As to whether you’re crazy, well, yes, you’re crazy, because it is very risky.. But you’ve channeled that craziness in a good direction, because I feel that it has done something good for journalism in Costa Rica, and that takes a lot of courage too, right? That’s brave and crazy but also very, very good.
All of this impact on journalists who practice solutions journalism are important. To continue in their profession, journalists need to find paid employment; they need decent working conditions. All of this represents a challenge for society. That’s something that we have explored in El Colectivo 506 and that we will continue to explore.
But journalists also need motivation and well-being.
Sharon: I feel that we don’t usually think much about how our journalists are doing… …but journalists do not stop being human beings… There are hints that something is starting to open up there. My husband made fun of me recently because he said that the news is my electronic pacifier. I fall asleep listening to news from any channel. A friend said to me, “Mae, what a way to fall asleep!”
Yes, if we look at it, it can really affect us. As Mayela said, we consume news morning, noon and night, and how does that affect the psyche? We haven’t prioritized this. It is a topic that I think should be talked about a little more and delved into, because if a journalist is happy and interested in the topic, it shows in the final product.
Mayela: I agree. I think that only journalists really care about thinking about whether journalists are ok, and it is very important. Even from the media, there should be little more worry. It’s an issue that should be addressed more.
Esteban: In my case it is very different, because I don’t work full time [in journalism]. I have another job. But I pay attention [to this issue] and I started to think, it must be complicated. I’ve heard journalists talk about it: for example, one who spent ten years covering breaking news on a TV channel, and he hated it. In other words, his life is a misery. Imagine his well-being. But he had two paths: either he covered breaking news and crime, or he didn’t have a job anymore.
In my case it is very different. I even made the decision to stop doing breaking news, because it did affect me a little. I said, “No. I don’t feel comfortable. I don’t like this, and I’m not going to do it anymore, and that’s it. But I had the choice. There are people who do not have the option to choose, and although they do not like being on a set or being on the street covering it, that’s how they make their living, and they just have to do it.
So yes, this is important: Mental health is essential in any job.
Our conversation with Mayela, Sharon and Esteban confirmed something for us: we are not alone when it comes to feeling that the practice of rigorous solutions journalism gives us greater motivation and well-being. Maybe it even makes it more likely that we’ll continue working as journalists.

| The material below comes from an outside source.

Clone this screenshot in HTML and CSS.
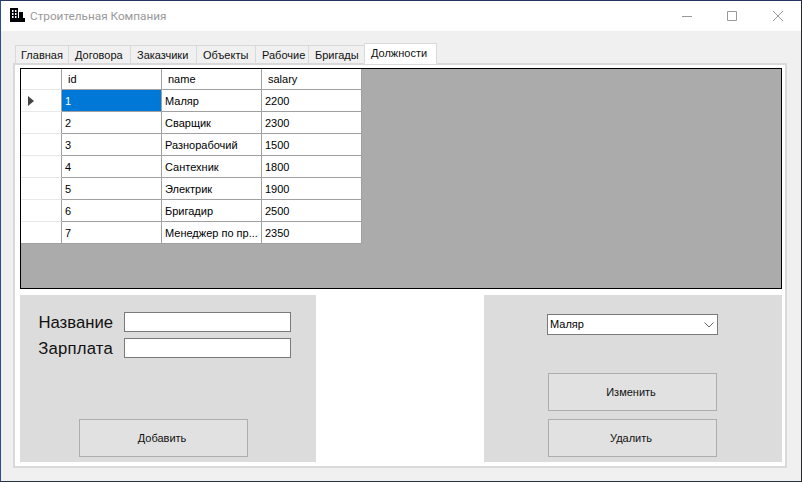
FILE: index.html
```html
<!DOCTYPE html>
<html lang="ru">
<head>
<meta charset="utf-8">
<title>Строительная Компания</title>
<link rel="stylesheet" href="styles.css">
</head>
<body>
<div class="window">
  <header class="titlebar">
    <svg class="app-icon" width="15" height="14" viewBox="0 0 15 14">
      <path d="M0 0h8v14H0z" fill="#000"/>
      <path d="M8 9h7v5H8z" fill="#000"/>
      <path d="M2 2h1.500v2H2zM5 2h1.500v2H5zM2 5h1.500v2H2zM5 5h1.500v2H5zM2 8h1.500v2H2zM5 8h1.500v2H5z" fill="#fff"/>
      <path d="M9 4h4v5H9z" fill="#000"/>
      <path d="M8 9h1v1H8zM13 9h2v1h-2z" fill="#fff"/>
    </svg>
    <span class="title">Строительная Компания</span>
    <div class="controls">
      <svg class="ctl" width="46" height="30" viewBox="0 0 46 30"><path d="M19 15.500h10" stroke="#999" fill="none"/></svg>
      <svg class="ctl" width="46" height="30" viewBox="0 0 46 30"><path d="M18.500 10.500h9v9h-9z" stroke="#999" fill="none"/></svg>
      <svg class="ctl" width="46" height="30" viewBox="0 0 46 30"><path d="M18 10l10 10M28 10l-10 10" stroke="#999" fill="none"/></svg>
    </div>
  </header>
  <main class="client">
    <nav class="tabs">
      <span class="tab t1">Главная</span>
      <span class="tab t2">Договора</span>
      <span class="tab t3">Заказчики</span>
      <span class="tab t4">Объекты</span>
      <span class="tab t5">Рабочие</span>
      <span class="tab t6">Бригады</span>
      <span class="tab active">Должности</span>
    </nav>
    <section class="page">
      <div class="grid">
        <table class="table">
          <colgroup><col class="c0"><col class="c1"><col class="c2"><col class="c3"></colgroup>
          <thead>
            <tr><th class="rowhead"></th><th class="head">id</th><th class="head">name</th><th class="head">salary</th></tr>
          </thead>
          <tbody>
            <tr><th class="rowhead"><span class="marker"></span></th><td class="selected">1</td><td class="name">Маляр</td><td>2200</td></tr>
            <tr><th class="rowhead"></th><td>2</td><td class="name">Сварщик</td><td>2300</td></tr>
            <tr><th class="rowhead"></th><td>3</td><td class="name">Разнорабочий</td><td>1500</td></tr>
            <tr><th class="rowhead"></th><td>4</td><td class="name">Сантехник</td><td>1800</td></tr>
            <tr><th class="rowhead"></th><td>5</td><td class="name">Электрик</td><td>1900</td></tr>
            <tr><th class="rowhead"></th><td>6</td><td class="name">Бригадир</td><td>2500</td></tr>
            <tr><th class="rowhead"></th><td>7</td><td class="name">Менеджер по пр...</td><td>2350</td></tr>
          </tbody>
        </table>
      </div>
      <div class="bottom">
        <div class="panel panel-left">
          <div class="form">
            <label class="label">Название</label><div class="input"></div>
            <label class="label label-wide">Зарплата</label><div class="input"></div>
          </div>
          <button class="btn add">Добавить</button>
        </div>
        <div class="panel panel-right">
          <div class="combo"><span class="combo-text">Маляр</span>
            <svg width="10" height="6" viewBox="0 0 10 6"><path d="M0.500 0.500L5 5L9.500 0.500" stroke="#666" fill="none"/></svg>
          </div>
          <button class="btn edit">Изменить</button>
          <button class="btn del">Удалить</button>
        </div>
      </div>
    </section>
  </main>
</div>
</body>
</html>
```
FILE: styles.css
```css
* { box-sizing: border-box; }
html, body { margin: 0; padding: 0; }
body { width: 802px; height: 482px; overflow: hidden; background: #2a3f78; font-family: "Liberation Sans", Arial, sans-serif; }
.window {
  width: 802px; height: 482px;
  border-style: solid; border-width: 1px;
  border-color: #28365e #26272f #26303f #2c4a9e;
  display: flex; flex-direction: column;
  background: #f0f0f0;
}
.titlebar {
  height: 30px; flex: none; background: #fff;
  display: flex; align-items: flex-start;
}
.app-icon { margin: 7px 0 0 9px; flex: none; }
.title {
  margin: 7px 0 0 5px;
  font: 11.750px/16px Roboto, "Open Sans", sans-serif;
  color: #999;
}
.controls { margin-left: auto; display: flex; }
.ctl { display: block; }
.client { flex: 1; padding: 12px 14px 13px 12px; display: flex; flex-direction: column; min-height: 0; }
.tabs { display: flex; height: 21px; flex: none; align-items: flex-end; padding-left: 2px; margin-bottom: -1px; position: relative; z-index: 1; }
.tab {
  height: 19px; font-size: 11px; line-height: 18px; color: #111;
  background: #f0f0f0;
  border: 1px solid #d9d9d9; border-left: none;
  padding: 0 0 0 6px; white-space: nowrap; flex: none;
}
.t1 { width: 54px; border-left: 1px solid #d9d9d9; padding-left: 5px; }
.t2 { width: 62px; }
.t3 { width: 66px; }
.t4 { width: 59px; }
.t5 { width: 53px; }
.t6 { width: 56px; }
.tab.active {
  width: 73px; height: 21px; margin-left: -1px; background: #fff;
  border-left: 1px solid #d9d9d9; border-bottom-color: #fff; line-height: 19px;
}
.page {
  flex: 1; width: 774px; background: #fff; border: 2px solid #d9d9d9;
  padding: 3px 3px 3px 5px; display: flex; flex-direction: column; min-height: 0;
}
.grid { height: 221px; width: 762px; flex: none; background: #ababab; border: 1px solid #000; overflow: hidden; }
.table { border-collapse: separate; border-spacing: 0; table-layout: fixed; width: 341px; font-size: 11px; color: #000; }
.c0 { width: 41px; } .c1 { width: 100px; } .c2 { width: 100px; } .c3 { width: 100px; }
.table th, .table td { height: 22px; padding: 0; font-weight: normal; background: #fff; text-align: left; border-right: 1px solid #a0a0a0; border-bottom: 1px solid #a0a0a0; white-space: nowrap; overflow: hidden; }
.table thead th { height: 21px; }
.table td { padding-left: 3px; font-size: 11px; }
.table .name { padding-left: 3px; }
.table .head { padding-left: 6px; }
.table .rowhead { border-bottom-color: #e8e8e8; }
.table tbody tr:last-child .rowhead { border-bottom-color: #a0a0a0; }
.table td.selected { background: #0078d7; color: #fff; }
.marker { display: block; width: 0; height: 0; border-style: solid; border-width: 5px 0 5px 6px; border-color: transparent transparent transparent #444; margin-left: 7px; }
.bottom { display: flex; justify-content: space-between; width: 762px; margin-top: 6px; flex: 1; min-height: 0; }
.panel { background: #dcdcdc; height: 167px; display: flex; flex-direction: column; }
.panel-left { width: 296px; padding: 17px 0 5px 0; }
.panel-right { width: 298px; padding: 19px 0 5px 63px; }
.form { display: grid; grid-template-columns: 93px 167px; grid-auto-rows: 20px; column-gap: 11px; row-gap: 6px; }
.label { font-size: 16.700px; line-height: 22px; text-align: right; color: #111; white-space: nowrap; }
.label-wide { letter-spacing: 0.200px; }
.input { height: 20px; background: #fff; border: 1px solid #7a7a7a; }
.btn {
  width: 169px; height: 38px; flex: none; padding: 0 3px 0 0;
  background: #e1e1e1; border: 1px solid #adadad; color: #111;
  font: 11px "Liberation Sans", Arial, sans-serif;
}
.add { margin: auto 0 0 59px; }
.edit { margin: 38px 0 0 1px; }
.del { margin: 8px 0 0 1px; }
.combo {
  width: 171px; height: 21px; flex: none; background: #fff; border: 1px solid #7a7a7a;
  display: flex; align-items: center; justify-content: space-between;
  padding: 0 3px 0 2px; font-size: 11px; color: #000;
}
.combo-text { line-height: 17px; margin-bottom: 1px; }
```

However, one result we didn’t expect is that solutions journalism might lead to someone leaving the profession for a while—albeit for a positive reason. When we started working with Esteban, we never imagined that what he learned with us would help lead him to seek the maximum expression of community leadership.
Esteban: I’m running for mayor for the canton of Osa. I am realizing that I’ll need a lot of input to do this work. If we manage to win the election, it will mean finding solutions to all the problems that exist in the canton of Osa. And that is very complex… So today, more than ever, I realize how important solutions journalism is.